P: We ourselves have a kind of love-hate relationship with them, really. For a while you go, “Ugh, enough with the puppets for a bit.” But I think the work we do in this is less about well-made puppets and more about how people work together to create images. If it’s just about making a really good puppet, the story is over. The reason we like using newspaper is that you can’t actually make a good puppet with newspaper. It’s bit like fire-watching or cloud-watching—the imagination has to come into it.

The gigantic puppets in Act Two are especially eye-catching. How did you conceive of them?
P: I was thinking a bit of German expressionism, but also of my own roots theatrically, with a company, Welfare State International, which was like Bread & Puppet here. They’d put big puppets on the streets in protest of Vietnam, and I wanted to pay tribute to them. In some ways, it’s a bit how Gandhi worked. To me they’re like the figures of the city, other people see them as politicians or leaders, and I’m quite happy for that to be ambiguous. I was also keen that they’d be a bit broken, that they would not move in a sophisticated way. Deliberately awkward.
J: Every now and then someone in the building comes up to us and says, “I wish the big puppets were on longer!” Which is reassuring to hear because the opposite is, “Oh God, the puppets.”

By the way, where do you get all that newspaper from?
J: All around the world!
P: And the big ones are running out as we speak. Halfway through rehearsals, one of the papers changed its size; there were all these things saying, “It’s great, we’ve gone tabloid!”

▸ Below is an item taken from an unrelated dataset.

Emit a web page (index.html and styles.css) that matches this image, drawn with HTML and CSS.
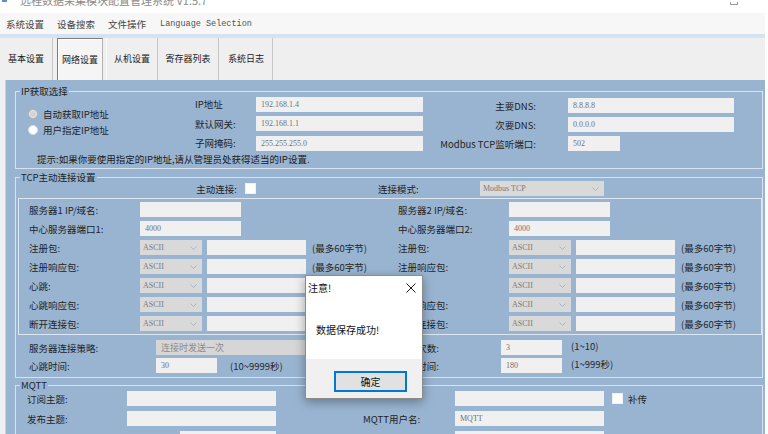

J: The last three weeks we’ve gotten all these papers from Italy and Germany, papers that are still a bit traditional in format, black and white.
P: There’s a very complicated list of demands that we irritate the props people with. Different bits of paper are better for different scenes. The paper that changed its size was Italian; the original size was great, but it wasn’t all that great for screwing up tight and keeping its tightness. It’s a very fine art.